→ **What the exercise asks**
Filter this material down to the lines that hold "screenshot", copying each one.

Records

::::::

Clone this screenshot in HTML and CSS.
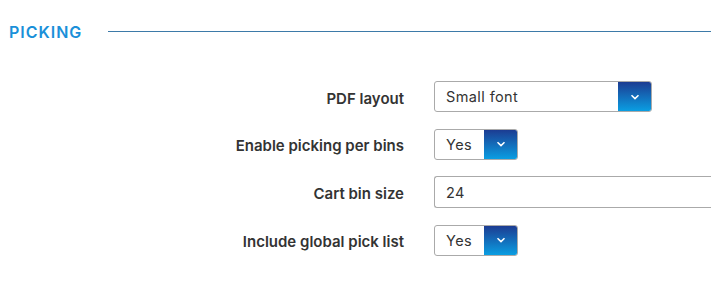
FILE: index.html
```html
<!DOCTYPE html>
<html lang="en">
<head>
  <meta charset="UTF-8" />
  <title>Picking settings</title>
  <link rel="stylesheet" href="styles.css">
</head>
<body>
  <div class="section-head">
    <h2>PICKING</h2>
    <div class="rule"></div>
  </div>

  <div class="form">
    <label class="label">PDF layout</label>
    <div class="select wide">
      <span class="value">Small font</span>
      <span class="btn"><svg width="10" height="6" viewBox="0 0 10 6"><path d="M1.5 1.2 L5 4.6 L8.5 1.2" fill="none" stroke="#fff" stroke-width="1.5"/></svg></span>
    </div>

    <label class="label">Enable picking per bins</label>
    <div class="select">
      <span class="value">Yes</span>
      <span class="btn"><svg width="10" height="6" viewBox="0 0 10 6"><path d="M1.5 1.2 L5 4.6 L8.5 1.2" fill="none" stroke="#fff" stroke-width="1.5"/></svg></span>
    </div>

    <label class="label">Cart bin size</label>
    <div class="input">24</div>

    <label class="label">Include global pick list</label>
    <div class="select">
      <span class="value">Yes</span>
      <span class="btn"><svg width="10" height="6" viewBox="0 0 10 6"><path d="M1.5 1.2 L5 4.6 L8.5 1.2" fill="none" stroke="#fff" stroke-width="1.5"/></svg></span>
    </div>
  </div>
</body>
</html>
```

FILE: styles.css
```css
body {
  margin: 0;
  background: #fff;
  font-family: 'Inter', 'DejaVu Sans', sans-serif;
  color: #333;
  overflow: hidden;
}
.section-head {
  display: flex;
  align-items: center;
  padding: 22px 0 0 9px;
  height: 19px;
}
.section-head h2 {
  margin: 0;
  font-size: 16px;
  font-weight: 600;
  color: #1a90d9;
  letter-spacing: 1px;
}
.rule {
  flex: 1;
  height: 1px;
  background: #3d7aa8;
  margin-left: 26px;
}
.form {
  display: grid;
  grid-template-columns: 404px 1fr;
  column-gap: 30px;
  row-gap: 16.5px;
  margin-top: 40px;
  align-items: center;
}
.label {
  text-align: right;
  font-size: 15px;
  font-weight: 600;
  color: #333;
  padding-top: 3px;
}
.select {
  display: flex;
  width: 84px;
  height: 31px;
  box-sizing: border-box;
  border: 1px solid #aaa;
  border-radius: 3px;
  overflow: hidden;
  font-size: 14.5px;
  color: #333;
}
.select.wide {
  width: 218px;
}
.value {
  flex: 1;
  display: flex;
  align-items: center;
  padding-left: 11px;
  letter-spacing: 0.4px;
}
.btn {
  width: 33px;
  display: flex;
  align-items: center;
  justify-content: center;
  background: linear-gradient(#1c3c92, #0a9ee2);
}
.input {
  height: 32px;
  box-sizing: border-box;
  border: 1px solid #aaa;
  border-right: none;
  border-radius: 3px 0 0 3px;
  padding-left: 11px;
  display: flex;
  align-items: center;
  font-size: 14.5px;
  letter-spacing: 0.4px;
}
```
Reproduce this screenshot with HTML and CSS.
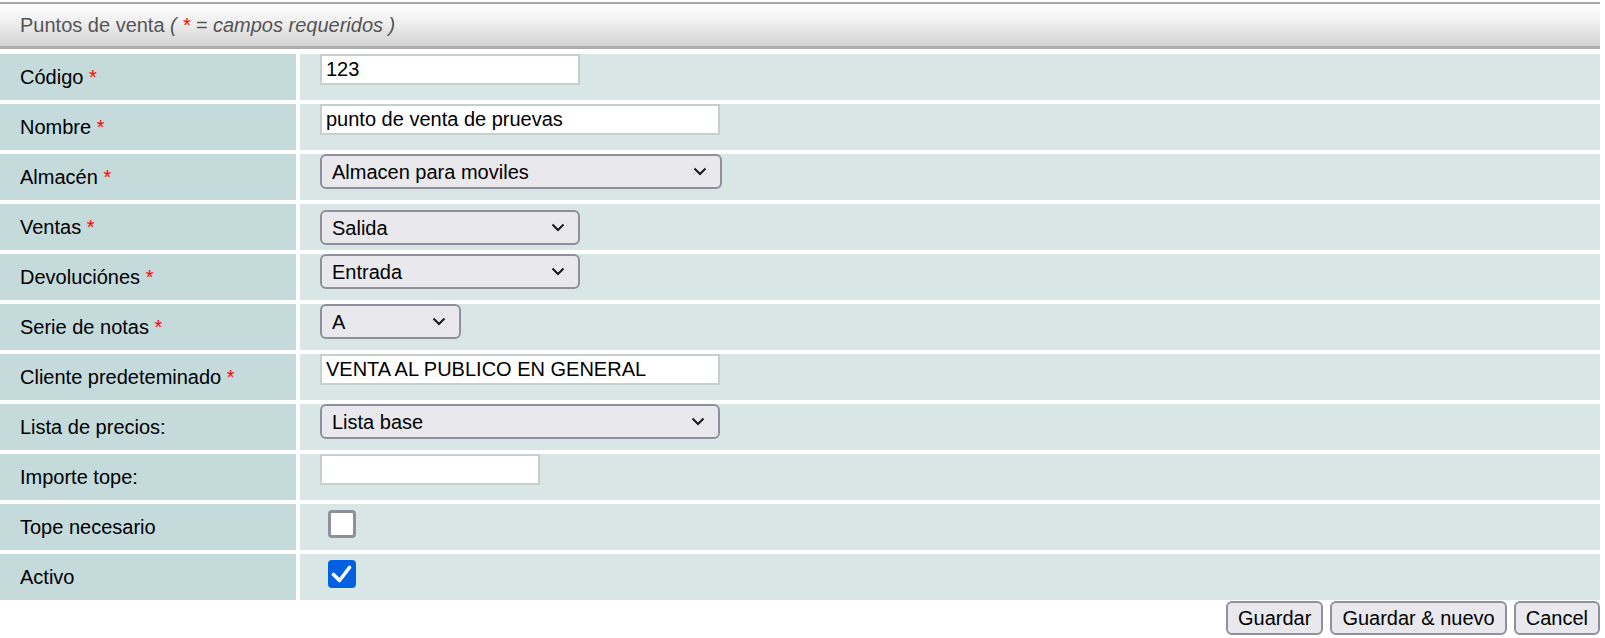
FILE: index.html
```html
<!DOCTYPE html>
<html>
<head>
	<title>Puntos de venta</title>
	<meta charset="UTF-8">
	<link rel="stylesheet" href="styles.css">
</head>
<body>
	<div class="caption">
		Puntos de venta <i>( <span class="req">*</span> = campos requeridos )</i>
	</div>

	<div class="form">
		<div class="label">Código <span class="req">*</span></div>
		<div class="value"><input type="text" class="field w-260" value="123"></div>

		<div class="label">Nombre <span class="req">*</span></div>
		<div class="value"><input type="text" class="field w-400" value="punto de venta de pruevas"></div>

		<div class="label">Almacén <span class="req">*</span></div>
		<div class="value">
			<span class="pick w-402">
				<select><option>Almacen para moviles</option></select>
				<svg class="chev" width="14" height="9" viewBox="0 0 14 9"><path d="M1.5 1.5 L7 7 L12.5 1.5" fill="none" stroke="#1b1b1b" stroke-width="2"/></svg>
			</span>
		</div>

		<div class="label">Ventas <span class="req">*</span></div>
		<div class="value mid">
			<span class="pick w-260">
				<select><option>Salida</option></select>
				<svg class="chev" width="14" height="9" viewBox="0 0 14 9"><path d="M1.5 1.5 L7 7 L12.5 1.5" fill="none" stroke="#1b1b1b" stroke-width="2"/></svg>
			</span>
		</div>

		<div class="label">Devoluciónes <span class="req">*</span></div>
		<div class="value">
			<span class="pick w-260">
				<select><option>Entrada</option></select>
				<svg class="chev" width="14" height="9" viewBox="0 0 14 9"><path d="M1.5 1.5 L7 7 L12.5 1.5" fill="none" stroke="#1b1b1b" stroke-width="2"/></svg>
			</span>
		</div>

		<div class="label">Serie de notas <span class="req">*</span></div>
		<div class="value">
			<span class="pick w-141">
				<select><option>A</option></select>
				<svg class="chev" width="14" height="9" viewBox="0 0 14 9"><path d="M1.5 1.5 L7 7 L12.5 1.5" fill="none" stroke="#1b1b1b" stroke-width="2"/></svg>
			</span>
		</div>

		<div class="label">Cliente predeteminado <span class="req">*</span></div>
		<div class="value"><input type="text" class="field w-400" value="VENTA AL PUBLICO EN GENERAL"></div>

		<div class="label">Lista de precios:</div>
		<div class="value">
			<span class="pick w-400">
				<select><option>Lista base</option></select>
				<svg class="chev" width="14" height="9" viewBox="0 0 14 9"><path d="M1.5 1.5 L7 7 L12.5 1.5" fill="none" stroke="#1b1b1b" stroke-width="2"/></svg>
			</span>
		</div>

		<div class="label">Importe tope:</div>
		<div class="value"><input type="text" class="field w-220" value=""></div>

		<div class="label">Tope necesario</div>
		<div class="value mid"><input type="checkbox" class="box"></div>

		<div class="label">Activo</div>
		<div class="value mid"><input type="checkbox" class="box" checked></div>
	</div>

	<div class="actions">
		<button>Guardar</button>
		<button>Guardar &amp; nuevo</button>
		<button>Cancel</button>
	</div>
</body>
</html>
```

FILE: styles.css
```css
body {
	margin: 0;
	padding: 2px 0 0 0;
	background-color: #fff;
	color: #000;
	font-family: "Liberation Sans", Arial, sans-serif;
	font-size: 20px;
}

.caption {
	width: 1600px;
	height: 47px;
	box-sizing: border-box;
	padding-left: 20px;
	margin-bottom: 5px;
	border-top: 2px solid #a8a8a8;
	border-bottom: 3px solid #acacac;
	background: linear-gradient(to bottom, #fdfdfd 0%, #f1f1f1 40%, #d3d3d3 100%);
	color: #555;
	line-height: 42px;
}

.caption i {
	font-style: italic;
}

.req {
	color: #f00;
}

.form {
	width: 1600px;
	display: grid;
	grid-template-columns: 296px 1fr;
	grid-auto-rows: 46px;
	gap: 4px;
}

/* plain block so the space before the asterisk is kept */
.label {
	background-color: #c5dadb;
	padding-left: 20px;
	line-height: 46px;
	white-space: nowrap;
}

.value {
	background-color: #d8e6e6;
	padding-left: 20px;
	display: flex;
	align-items: flex-start;
}

.value.mid {
	padding-top: 6px;
}

.field {
	height: 31px;
	box-sizing: border-box;
	border: 2px solid #c6cece;
	background: #fff;
	padding: 0 4px;
	margin: 0;
	font-family: inherit;
	font-size: 20px;
	color: #000;
	outline: none;
}

.w-220 { width: 220px; }
.w-260 { width: 260px; }
.w-141 { width: 141px; }
.w-400 { width: 400px; }
.w-402 { width: 402px; }

.pick {
	position: relative;
	display: inline-flex;
}

.pick select {
	-webkit-appearance: none;
	appearance: none;
	width: 100%;
	height: 35px;
	margin: 0;
	padding: 0 30px 0 10px;
	border: 2px solid #8f8f9d;
	border-radius: 6px;
	background-color: #e9e9ed;
	font-family: inherit;
	font-size: 20px;
	color: #000;
}

.chev {
	position: absolute;
	right: 15px;
	top: 13px;
	pointer-events: none;
}

.box {
	-webkit-appearance: none;
	appearance: none;
	width: 28px;
	height: 28px;
	margin: 0 0 0 8px;
	box-sizing: border-box;
	border: 3px solid #8f8f9d;
	border-radius: 4px;
	background-color: #fff;
}

.box:checked {
	border-color: #0060df;
	background-color: #0060df;
	background-image: url("data:image/svg+xml;utf8,<svg xmlns='http://www.w3.org/2000/svg' width='28' height='28' viewBox='0 0 28 28'><path d='M5.5 14.5 L11.5 20.5 L21.5 7.5' fill='none' stroke='white' stroke-width='3.6' stroke-linecap='round' stroke-linejoin='round'/></svg>");
	background-position: -3px -3px;
	background-repeat: no-repeat;
}

.actions {
	width: 1600px;
	display: flex;
	justify-content: flex-end;
	gap: 7px;
	margin-top: 1px;
}

.actions button {
	height: 34px;
	padding: 0 10px;
	border: 2px solid #8f8f9d;
	border-radius: 6px;
	background-color: #e9e9ed;
	font-family: inherit;
	font-size: 20px;
	color: #000;
}
```
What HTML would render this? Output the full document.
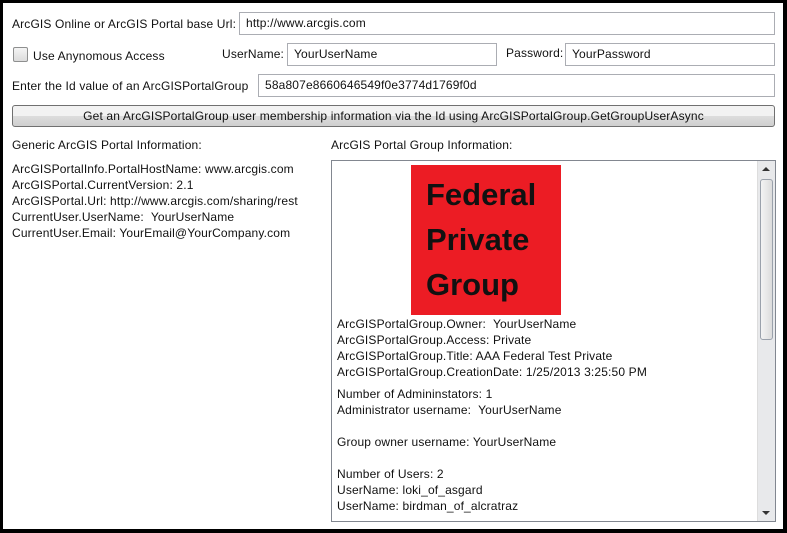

::::::

→ **Answer to this task**
Clone this screenshot in HTML and CSS.
Reproduce this screenshot with HTML and CSS.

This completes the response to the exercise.